Partout les gouvernements gouvernent plus ou moins dans le sens où c’est souvent l’inertie, le flux des choses, et la force des circonstances qui les gouvernent eux. En Chine, bien sûr aussi. Mais moins. Car le système politique tient mieux les rênes de la gouvernance. Le pouvoir politique contrôle les nominations des principaux banquiers du pays, et les milliardaires sont obéissants quelle que soit leur fortune. Le pays est pleinement ancré dans la mondialisation, mais la propriété étrangère des principales banques commerciales a un plafond établi, malgré des décennies de pression occidentale pour libéraliser l’ensemble du secteur.
Il ne s’agit pas de « parti communiste », d’« État autoritaire » etc., mais c’est quelque chose qui vient de beaucoup plus loin : de la tradition du gouvernement chinois où l’État régule le marché et non l’inverse, comme c’est actuellement le cas en Occident dans la mesure où la chancelière Merkel admet ouvertement prôner une « démocratie conforme au marché » (Marktkonforme Demokratie).

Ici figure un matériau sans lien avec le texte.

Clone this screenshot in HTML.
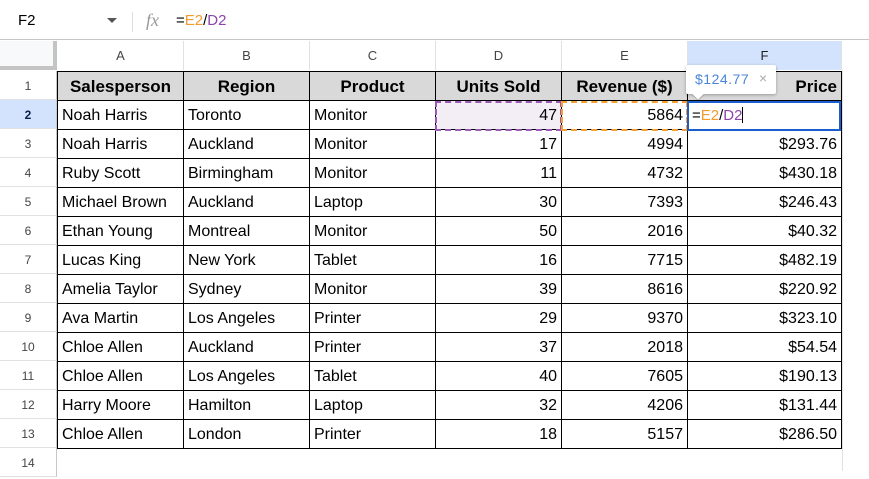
<!DOCTYPE html>
<html><head><style>
*{margin:0;padding:0;box-sizing:border-box}
body{width:869px;height:471px;overflow:hidden;background:#fff;font-family:"Liberation Sans",Arial,sans-serif;position:relative}
.a{position:absolute}
.ch{position:absolute;top:41px;height:29px;line-height:29px;text-align:center;font-size:13px;color:#444;border-right:1px solid #e1e1e1}
.rh{position:absolute;left:0;width:57px;height:29px;line-height:31px;text-align:center;font-size:12px;color:#444;border-bottom:1px solid #e1e1e1;border-right:1px solid #c7c7c7}
table{position:absolute;left:57px;top:71px;border-collapse:collapse;table-layout:fixed}
td{border:1px solid #000;height:29px;padding:2px 4px 0 4px;font-size:16px;color:#000;white-space:nowrap;overflow:hidden}
tr.h td{background:#d9d9d9;font-weight:bold;font-size:17px;text-align:center}
td.n{text-align:right}
</style></head><body>
<div class="a" style="left:0;top:0;width:869px;height:40px;border-bottom:1px solid #c7c7c7"></div>
<div class="a" style="left:18px;top:12px;font-size:15px;color:#000">F2</div>
<div class="a" style="left:107px;top:18px;width:0;height:0;border-left:5px solid transparent;border-right:5px solid transparent;border-top:5px solid #555"></div>
<div class="a" style="left:132px;top:12px;width:1px;height:20px;background:#ddd"></div>
<div class="a" style="left:146px;top:10px;font-family:'Liberation Serif',serif;font-style:italic;font-size:18px;color:#999">fx</div>
<div class="a" style="left:176px;top:12px;font-size:15px;color:#000">=<span style="color:#f29b2e">E2</span>/<span style="color:#8e44ad">D2</span></div>
<div class="a" style="left:0;top:41px;width:53px;height:25px;background:#f8f9fa"></div>
<div class="a" style="left:53px;top:41px;width:4px;height:29px;background:#c4c4c4"></div>
<div class="a" style="left:0;top:66px;width:57px;height:4px;background:#c4c4c4"></div>
<div class="ch" style="left:58px;width:126px">A</div>
<div class="ch" style="left:184px;width:126px">B</div>
<div class="ch" style="left:310px;width:126px">C</div>
<div class="ch" style="left:436px;width:126px">D</div>
<div class="ch" style="left:562px;width:126px">E</div>
<div class="ch" style="left:688px;width:154px;background:#d3e3fd;color:#1f1f1f">F</div>
<div class="ch" style="left:842px;width:40px"></div>
<div class="rh" style="top:71px">1</div>
<div class="rh" style="top:100px;background:#d3e3fd;color:#0b1f4a;font-weight:bold">2</div>
<div class="rh" style="top:129px">3</div>
<div class="rh" style="top:158px">4</div>
<div class="rh" style="top:187px">5</div>
<div class="rh" style="top:216px">6</div>
<div class="rh" style="top:245px">7</div>
<div class="rh" style="top:274px">8</div>
<div class="rh" style="top:303px">9</div>
<div class="rh" style="top:332px">10</div>
<div class="rh" style="top:361px">11</div>
<div class="rh" style="top:390px">12</div>
<div class="rh" style="top:419px">13</div>
<div class="rh" style="top:448px">14</div>
<div class="a" style="left:842px;top:70px;width:1px;height:401px;background:#e1e1e1"></div>
<table>
<colgroup><col style="width:126px"><col style="width:126px"><col style="width:126px"><col style="width:126px"><col style="width:126px"><col style="width:154px"></colgroup>
<tr class="h"><td>Salesperson</td><td>Region</td><td>Product</td><td>Units Sold</td><td>Revenue ($)</td><td style="text-align:right">Price</td></tr>
<tr><td>Noah Harris</td><td>Toronto</td><td>Monitor</td><td class="n" style="background:#f3eef6">47</td><td class="n">5864</td><td></td></tr>
<tr><td>Noah Harris</td><td>Auckland</td><td>Monitor</td><td class="n">17</td><td class="n">4994</td><td class="n">$293.76</td></tr>
<tr><td>Ruby Scott</td><td>Birmingham</td><td>Monitor</td><td class="n">11</td><td class="n">4732</td><td class="n">$430.18</td></tr>
<tr><td>Michael Brown</td><td>Auckland</td><td>Laptop</td><td class="n">30</td><td class="n">7393</td><td class="n">$246.43</td></tr>
<tr><td>Ethan Young</td><td>Montreal</td><td>Monitor</td><td class="n">50</td><td class="n">2016</td><td class="n">$40.32</td></tr>
<tr><td>Lucas King</td><td>New York</td><td>Tablet</td><td class="n">16</td><td class="n">7715</td><td class="n">$482.19</td></tr>
<tr><td>Amelia Taylor</td><td>Sydney</td><td>Monitor</td><td class="n">39</td><td class="n">8616</td><td class="n">$220.92</td></tr>
<tr><td>Ava Martin</td><td>Los Angeles</td><td>Printer</td><td class="n">29</td><td class="n">9370</td><td class="n">$323.10</td></tr>
<tr><td>Chloe Allen</td><td>Auckland</td><td>Printer</td><td class="n">37</td><td class="n">2018</td><td class="n">$54.54</td></tr>
<tr><td>Chloe Allen</td><td>Los Angeles</td><td>Tablet</td><td class="n">40</td><td class="n">7605</td><td class="n">$190.13</td></tr>
<tr><td>Harry Moore</td><td>Hamilton</td><td>Laptop</td><td class="n">32</td><td class="n">4206</td><td class="n">$131.44</td></tr>
<tr><td>Chloe Allen</td><td>London</td><td>Printer</td><td class="n">18</td><td class="n">5157</td><td class="n">$286.50</td></tr>
</table>
<div class="a" style="left:435px;top:101px;width:127px;height:30px;border:2px dashed #9b59b6"></div>
<div class="a" style="left:561px;top:101px;width:127px;height:30px;border:2px dashed #f4a030"></div>
<div class="a" style="left:687px;top:101px;width:154px;height:30px;border:2px solid #1a5fd0;background:#fff"></div>
<div class="a" style="left:692px;top:107px;font-size:15px;color:#000">=<span style="color:#f29b2e">E2</span>/<span style="color:#8e44ad">D2</span><span style="display:inline-block;width:1px;height:16px;background:#000;vertical-align:-3px"></span></div>
<div class="a" style="left:686px;top:65px;width:90px;height:29px;background:#fff;box-shadow:0 1px 3px rgba(0,0,0,.3);border-radius:2px"></div>
<div class="a" style="left:694px;top:90px;width:8px;height:8px;background:#fff;transform:rotate(45deg);box-shadow:1px 1px 1px rgba(0,0,0,.2)"></div>
<div class="a" style="left:686px;top:65px;width:90px;height:27px;background:#fff;border-radius:2px"></div>
<div class="a" style="left:695px;top:71px;font-family:'Liberation Sans',sans-serif;font-size:14px;letter-spacing:0.5px;color:#4a86d8">$124.77</div>
<div class="a" style="left:759px;top:70px;font-size:14px;color:#aaa">×</div>
</body></html>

Planification, anticipation
Ici ce sont les banquiers, et avec eux le casino, qui gouvernent les politiques, pour le dire schématiquement, alors que dans la tradition chinoise, les politiques gouvernent. C’était le cas il y a plusieurs siècles avant l’apparition du Parti communiste chinois. Dans les conditions actuelles, cela offre une capacité de gouverner beaucoup plus grande. La possibilité de planifier sur vingt ou trente ans, chose impossible en Occident où les calculs politiques ne dépassent généralement pas la perspective du quinquennat électoral, est une conséquence directe de cette capacité. Tout cela a un rapport direct avec les résultats du dernier recensement de la population chinoise.

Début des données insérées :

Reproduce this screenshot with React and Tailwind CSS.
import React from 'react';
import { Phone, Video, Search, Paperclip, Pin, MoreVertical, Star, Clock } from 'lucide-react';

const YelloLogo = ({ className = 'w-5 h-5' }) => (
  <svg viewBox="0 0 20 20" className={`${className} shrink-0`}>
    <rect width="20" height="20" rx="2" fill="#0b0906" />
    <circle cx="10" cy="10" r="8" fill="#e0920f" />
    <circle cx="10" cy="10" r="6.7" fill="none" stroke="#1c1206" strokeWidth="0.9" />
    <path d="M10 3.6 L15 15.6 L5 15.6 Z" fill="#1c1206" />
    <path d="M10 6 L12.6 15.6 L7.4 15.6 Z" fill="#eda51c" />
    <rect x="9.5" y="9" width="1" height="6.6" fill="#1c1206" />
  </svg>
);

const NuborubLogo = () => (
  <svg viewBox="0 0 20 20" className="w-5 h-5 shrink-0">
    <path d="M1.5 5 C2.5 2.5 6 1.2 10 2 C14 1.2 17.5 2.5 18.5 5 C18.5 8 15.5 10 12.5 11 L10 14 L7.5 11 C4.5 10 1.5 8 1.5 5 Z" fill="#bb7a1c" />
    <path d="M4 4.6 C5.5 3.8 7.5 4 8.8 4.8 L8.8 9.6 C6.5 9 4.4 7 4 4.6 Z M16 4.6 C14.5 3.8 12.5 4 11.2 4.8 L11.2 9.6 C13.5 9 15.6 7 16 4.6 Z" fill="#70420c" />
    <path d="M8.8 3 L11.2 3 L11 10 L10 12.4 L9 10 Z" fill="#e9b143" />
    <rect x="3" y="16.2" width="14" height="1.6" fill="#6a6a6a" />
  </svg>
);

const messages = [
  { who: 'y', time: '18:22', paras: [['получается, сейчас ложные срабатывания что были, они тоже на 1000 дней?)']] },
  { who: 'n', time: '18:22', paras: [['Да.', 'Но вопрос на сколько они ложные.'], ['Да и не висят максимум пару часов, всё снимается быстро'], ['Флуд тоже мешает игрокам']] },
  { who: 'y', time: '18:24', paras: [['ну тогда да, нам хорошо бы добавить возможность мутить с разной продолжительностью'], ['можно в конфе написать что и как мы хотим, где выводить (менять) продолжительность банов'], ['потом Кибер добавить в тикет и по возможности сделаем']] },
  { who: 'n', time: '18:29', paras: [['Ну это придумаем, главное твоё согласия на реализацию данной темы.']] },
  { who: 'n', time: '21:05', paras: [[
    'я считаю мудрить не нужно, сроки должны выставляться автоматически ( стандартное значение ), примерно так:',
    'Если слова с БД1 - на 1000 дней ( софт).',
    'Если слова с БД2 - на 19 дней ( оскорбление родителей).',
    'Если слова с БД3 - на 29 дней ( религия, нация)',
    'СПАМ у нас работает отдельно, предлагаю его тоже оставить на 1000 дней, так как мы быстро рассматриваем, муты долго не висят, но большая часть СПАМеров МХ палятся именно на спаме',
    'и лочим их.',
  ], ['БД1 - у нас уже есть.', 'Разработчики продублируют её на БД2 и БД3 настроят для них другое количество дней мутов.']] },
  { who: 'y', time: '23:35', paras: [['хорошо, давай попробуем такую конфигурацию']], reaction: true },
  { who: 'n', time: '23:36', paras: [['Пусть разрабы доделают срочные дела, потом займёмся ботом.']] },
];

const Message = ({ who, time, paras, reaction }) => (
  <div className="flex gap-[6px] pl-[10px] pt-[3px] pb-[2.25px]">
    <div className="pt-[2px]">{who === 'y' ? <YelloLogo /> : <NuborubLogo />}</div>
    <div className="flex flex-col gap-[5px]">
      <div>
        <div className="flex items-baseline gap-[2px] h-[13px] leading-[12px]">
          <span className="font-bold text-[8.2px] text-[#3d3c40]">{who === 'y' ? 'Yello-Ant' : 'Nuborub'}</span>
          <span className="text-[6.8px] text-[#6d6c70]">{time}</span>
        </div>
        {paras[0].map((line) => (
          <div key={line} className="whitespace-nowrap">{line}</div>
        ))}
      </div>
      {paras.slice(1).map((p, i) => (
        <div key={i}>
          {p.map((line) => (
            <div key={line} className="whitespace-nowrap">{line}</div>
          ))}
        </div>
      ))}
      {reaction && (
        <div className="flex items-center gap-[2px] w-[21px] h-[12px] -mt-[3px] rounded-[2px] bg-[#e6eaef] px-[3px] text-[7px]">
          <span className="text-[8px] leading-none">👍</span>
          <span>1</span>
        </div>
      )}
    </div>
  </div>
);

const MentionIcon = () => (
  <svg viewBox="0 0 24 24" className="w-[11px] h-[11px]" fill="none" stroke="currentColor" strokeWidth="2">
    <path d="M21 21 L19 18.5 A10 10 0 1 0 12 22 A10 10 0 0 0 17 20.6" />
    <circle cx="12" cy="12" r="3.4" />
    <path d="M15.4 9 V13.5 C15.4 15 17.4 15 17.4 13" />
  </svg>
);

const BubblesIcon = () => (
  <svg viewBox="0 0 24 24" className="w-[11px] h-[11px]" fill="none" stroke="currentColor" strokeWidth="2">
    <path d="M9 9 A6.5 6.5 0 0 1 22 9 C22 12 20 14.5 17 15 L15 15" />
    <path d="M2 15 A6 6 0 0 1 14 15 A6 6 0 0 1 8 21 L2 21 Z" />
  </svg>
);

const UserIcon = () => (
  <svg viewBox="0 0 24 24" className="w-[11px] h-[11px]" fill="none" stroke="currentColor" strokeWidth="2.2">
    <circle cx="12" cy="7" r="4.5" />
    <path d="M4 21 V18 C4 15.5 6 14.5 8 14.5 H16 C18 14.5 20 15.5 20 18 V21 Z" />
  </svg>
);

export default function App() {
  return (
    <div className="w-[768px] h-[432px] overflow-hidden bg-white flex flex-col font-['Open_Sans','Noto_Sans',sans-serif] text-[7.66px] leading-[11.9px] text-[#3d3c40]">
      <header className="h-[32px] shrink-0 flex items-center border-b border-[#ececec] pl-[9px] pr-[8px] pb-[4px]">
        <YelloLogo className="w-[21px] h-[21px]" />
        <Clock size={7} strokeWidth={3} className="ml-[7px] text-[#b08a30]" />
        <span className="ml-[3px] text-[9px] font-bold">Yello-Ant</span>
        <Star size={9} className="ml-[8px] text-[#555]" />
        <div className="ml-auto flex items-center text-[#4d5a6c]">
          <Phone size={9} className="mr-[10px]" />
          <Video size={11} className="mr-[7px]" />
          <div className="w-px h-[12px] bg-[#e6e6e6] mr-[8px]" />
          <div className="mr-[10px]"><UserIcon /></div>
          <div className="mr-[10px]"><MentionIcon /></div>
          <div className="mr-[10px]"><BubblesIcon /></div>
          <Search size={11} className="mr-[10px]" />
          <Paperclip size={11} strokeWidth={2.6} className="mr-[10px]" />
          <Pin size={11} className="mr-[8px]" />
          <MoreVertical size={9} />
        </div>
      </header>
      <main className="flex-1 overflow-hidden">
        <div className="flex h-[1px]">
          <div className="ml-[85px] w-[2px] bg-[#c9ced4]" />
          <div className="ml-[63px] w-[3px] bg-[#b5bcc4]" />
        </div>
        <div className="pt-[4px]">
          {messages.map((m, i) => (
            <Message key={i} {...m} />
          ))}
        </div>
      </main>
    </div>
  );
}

Publiés en mai, ces résultats ont confirmé une population de 1,4 milliard d’habitants qui a continué de croître mais est sur le point d’amorcer la courbe descendante, probablement d’ici dix ans. D’ici là, la Chine ne sera plus le pays le plus peuplé du monde, l’Inde la dépassera, et l’Afrique dans son ensemble comptera aussi plus d’habitants qu’elle, ce qui annonce la multiplication vers l’Europe de la pression migratoire actuelle. (L’Europe a-t-elle une politique d’anticipation et de capacité de planification en général, à cet égard ?)
Il y a des années, le gouvernement chinois a pris des mesures pour anticiper sa tendance démographique actuelle, qui lui laissera une structure de population âgée très similaire à celle du Japon ou de la Corée du Sud, avec de grandes implications économiques et sociales.
Depuis le début du siècle, un système de retraite universel a été mis en place. En début d’année, le gouvernement a confirmé son intention de repousser de quelques mois chaque année l’âge de la retraite, qui depuis 40 ans est de 60 ans pour les hommes et 55 ans pour les femmes -50 ans pour les femmes fonctionnaires. Les soins de santé négligés et largement marchandisés se transforment petit à petit dans une direction plus sociale et le succès, bien que souvent décrié en Occident, de la politique de l’enfant unique est en pleine mutation depuis des années.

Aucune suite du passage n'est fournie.